Furthermore, geotechnical investigation data from the dam site provide corroborating evidence for the test results. As shown in Figure 11, the dry density of the gravelly medium-coarse sand layer in the dam foundation does not exhibit a clear macroscopic trend of increasing with greater burial depth. Instead, it shows a saw-tooth distribution pattern with depth variation, with an average value of 1.75 g/cm³. For instance, the dry density is 1.72 g/cm³ at a burial depth of 80~90 m, 1.73 g/cm³ at 150~160 m, and 1.71 g/cm³ at depths exceeding 200 m. This indicates that within the actual stratum of this project, no clear “critical burial depth” leads to a step change in soil densification. This observation provides important context for the design of our experimental program. The primary objective of simulating multiple burial depths was not to trace a non-existent strong correlation between dry density and depth, but to systematically verify the influence of the K₀ condition on the soil’s anti-seepage strength.

In summary, it can be seen that the soil’s failure gradient and permeability coefficient are closely related to the specimen’s relative density. The stress state simulated in this study differs from those used in previous research, which leads to different test results. The stress state applied in this paper to simulate the influence of burial depth on the soil near the bottom of the cutoff wall is reasonable. However, limitations exist. For instance, future work could consider the value of K₀ more precisely, as the burial depth varies, the relative density of the soil changes, which in turn alters the particle gradation and consequently leads to a change in the value of K₀.

5. Conclusions

In order to scientifically evaluate the seepage stability of soil at the bottom of a cutoff wall, a series of triaxial seepage tests was conducted on a gravelly medium-coarse sand at the bottom of the wall, simulating the K₀ stress condition at different burial depths. Based on the test results, the main conclusions are as follows:

• Based on the characteristics of the particle gradation curves, the results of conventional permeability tests, and the triaxial seepage tests considering the stress state, it is comprehensively determined that the seepage failure mode of the gravelly medium-coarse sand layer is soil flow. For the gravelly medium-coarse sand layer at the deeply buried bottom of the cutoff wall, the risk of seepage failure is relatively low, provided there are no significant geological defects or internal seepage outlets nearby, as particles within the layer lack space for movement;
• Compared with conventional permeability tests, the K₀ stress condition has a significant effect on the failure gradient and permeability coefficient of the gravelly medium-coarse sand layer, leading to a notable increase in the failure gradient and a significant decrease in the permeability coefficient. Under the same gradation, variations in burial depth have little influence on the failure gradient and permeability coefficient.
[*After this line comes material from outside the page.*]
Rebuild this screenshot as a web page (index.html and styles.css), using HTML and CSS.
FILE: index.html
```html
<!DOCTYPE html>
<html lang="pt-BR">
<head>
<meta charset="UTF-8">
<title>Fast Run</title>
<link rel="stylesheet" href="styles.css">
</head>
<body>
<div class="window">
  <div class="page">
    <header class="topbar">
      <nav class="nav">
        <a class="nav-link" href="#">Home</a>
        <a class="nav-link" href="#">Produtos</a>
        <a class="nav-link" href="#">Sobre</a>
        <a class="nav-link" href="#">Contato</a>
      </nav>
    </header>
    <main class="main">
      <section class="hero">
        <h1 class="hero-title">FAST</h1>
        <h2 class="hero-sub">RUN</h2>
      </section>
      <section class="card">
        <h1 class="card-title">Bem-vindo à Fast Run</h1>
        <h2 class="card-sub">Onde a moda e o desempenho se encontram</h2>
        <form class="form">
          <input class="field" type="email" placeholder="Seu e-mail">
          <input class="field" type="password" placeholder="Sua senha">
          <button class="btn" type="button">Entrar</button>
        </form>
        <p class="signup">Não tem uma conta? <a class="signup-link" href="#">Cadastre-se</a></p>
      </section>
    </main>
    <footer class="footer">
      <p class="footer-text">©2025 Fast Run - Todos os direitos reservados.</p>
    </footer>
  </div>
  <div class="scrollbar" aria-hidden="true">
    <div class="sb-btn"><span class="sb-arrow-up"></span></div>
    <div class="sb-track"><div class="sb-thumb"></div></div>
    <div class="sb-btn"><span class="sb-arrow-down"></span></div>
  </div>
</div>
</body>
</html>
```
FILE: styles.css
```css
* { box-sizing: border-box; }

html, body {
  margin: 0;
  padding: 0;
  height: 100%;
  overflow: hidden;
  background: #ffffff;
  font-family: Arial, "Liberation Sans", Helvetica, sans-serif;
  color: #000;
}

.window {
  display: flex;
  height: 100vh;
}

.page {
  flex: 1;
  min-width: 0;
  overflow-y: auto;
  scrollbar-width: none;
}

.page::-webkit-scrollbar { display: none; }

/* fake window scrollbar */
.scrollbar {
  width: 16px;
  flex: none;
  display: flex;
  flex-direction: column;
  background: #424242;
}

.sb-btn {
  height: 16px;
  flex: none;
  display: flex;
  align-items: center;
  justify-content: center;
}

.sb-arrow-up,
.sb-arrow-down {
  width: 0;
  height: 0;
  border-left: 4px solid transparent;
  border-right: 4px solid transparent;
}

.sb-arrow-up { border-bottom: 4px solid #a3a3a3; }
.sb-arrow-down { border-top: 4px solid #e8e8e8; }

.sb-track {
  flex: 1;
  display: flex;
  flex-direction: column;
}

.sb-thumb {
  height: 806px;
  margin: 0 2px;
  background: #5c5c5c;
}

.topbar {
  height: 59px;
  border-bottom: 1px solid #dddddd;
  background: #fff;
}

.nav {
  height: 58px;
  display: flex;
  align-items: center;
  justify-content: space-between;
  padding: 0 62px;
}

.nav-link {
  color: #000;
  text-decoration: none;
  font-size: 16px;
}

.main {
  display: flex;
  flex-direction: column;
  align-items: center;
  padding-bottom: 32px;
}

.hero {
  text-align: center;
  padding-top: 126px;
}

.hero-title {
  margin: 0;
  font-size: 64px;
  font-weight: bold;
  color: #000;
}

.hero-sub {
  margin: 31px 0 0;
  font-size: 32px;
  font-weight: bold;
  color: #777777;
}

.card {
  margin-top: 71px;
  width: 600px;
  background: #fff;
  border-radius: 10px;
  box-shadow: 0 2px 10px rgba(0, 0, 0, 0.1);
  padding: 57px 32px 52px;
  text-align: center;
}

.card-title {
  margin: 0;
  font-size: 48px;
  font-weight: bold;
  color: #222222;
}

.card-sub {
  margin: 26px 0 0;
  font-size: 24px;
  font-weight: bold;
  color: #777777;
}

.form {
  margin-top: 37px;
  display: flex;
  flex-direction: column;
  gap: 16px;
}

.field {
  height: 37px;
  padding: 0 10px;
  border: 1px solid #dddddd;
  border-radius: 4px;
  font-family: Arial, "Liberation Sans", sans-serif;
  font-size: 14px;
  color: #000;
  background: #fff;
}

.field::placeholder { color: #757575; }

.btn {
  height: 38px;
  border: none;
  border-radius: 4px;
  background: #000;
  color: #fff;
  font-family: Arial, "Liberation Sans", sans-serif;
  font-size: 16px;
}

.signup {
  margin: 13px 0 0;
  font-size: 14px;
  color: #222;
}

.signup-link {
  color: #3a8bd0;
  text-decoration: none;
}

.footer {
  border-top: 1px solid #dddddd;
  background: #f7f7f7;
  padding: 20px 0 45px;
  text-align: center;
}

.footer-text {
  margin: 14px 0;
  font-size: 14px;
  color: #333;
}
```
At the same burial depth, the gradation has a pronounced effect on these parameters, with the greatest influence observed for the mean envelope line, followed by the upper envelope line, and the least for the lower envelope line;
• Under the considered stress state, the average failure gradients for the envelopes of the gravelly medium-coarse sand layer are 19.8, 42.22, and 5.99, respectively. The value of 5.99 is adopted as the characteristic failure gradient under the most unfavorable gradation condition. By comprehensively accounting for potential adverse factors, such as inhomogeneity or local defects within the gravelly medium-coarse sand layer, and applying a safety factor of 2.0, a suggested value of 3.0 is proposed for the allowable gradient of the layer, considering the influence of the stress state at the bottom of the cutoff wall. This value provides a basis for subsequent assessments of the seepage stability of the soil at the bottom of a cutoff wall.
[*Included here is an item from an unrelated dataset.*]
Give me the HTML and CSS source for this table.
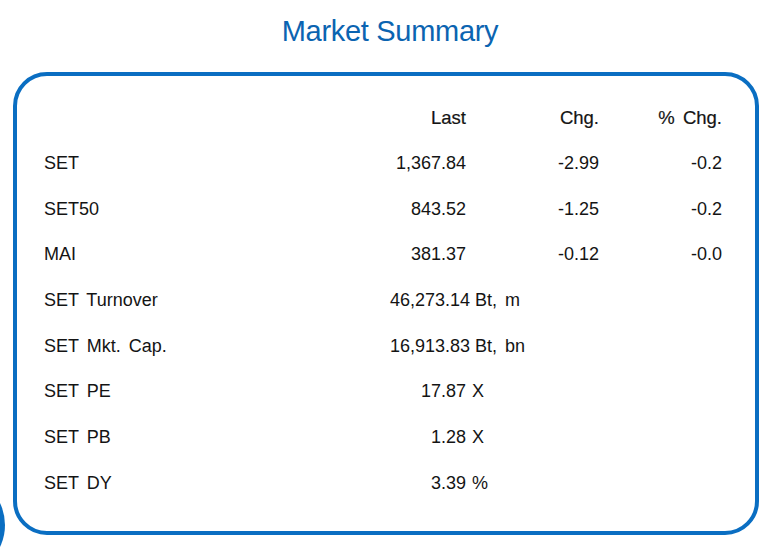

Although previous research has extensively investigated internal erosion under conventional stress levels, a critical research gap remained regarding the seepage stability of soils at the bottom of the cutoff wall under the ultra-high stress conditions typical of deep river valley foundations. This manuscript addressed it by utilizing a high-stress triaxial seepage apparatus to replicate the K₀ stress state at simulated burial depths from 120 m to 260 m. Our results systematically quantified the controlling effects of the upper, mean, and lower gradation envelope lines under extreme stress and proposed the allowable gradient of the soil at the bottom of the cutoff wall, considering the influence of stress state.

The research still has some limitations. For instance, the consideration of K₀ could be more refined. In general, as the burial depth changes, the soil gradation may vary, and K₀ may consequently change, leading to variations in the soil’s stress state and seepage characteristics. Furthermore, the study also found that different soil gradations exhibit varying degrees of susceptibility to the stress state. Some gradations are more sensitive and are more readily compacted, resulting in a more significant increase in the failure gradient, while others are less sensitive. Subsequent research could delve deeper into the relationship between gradation and stress sensitivity, which holds significant importance for a thorough understanding of the influence of stress on the failure gradient of soils.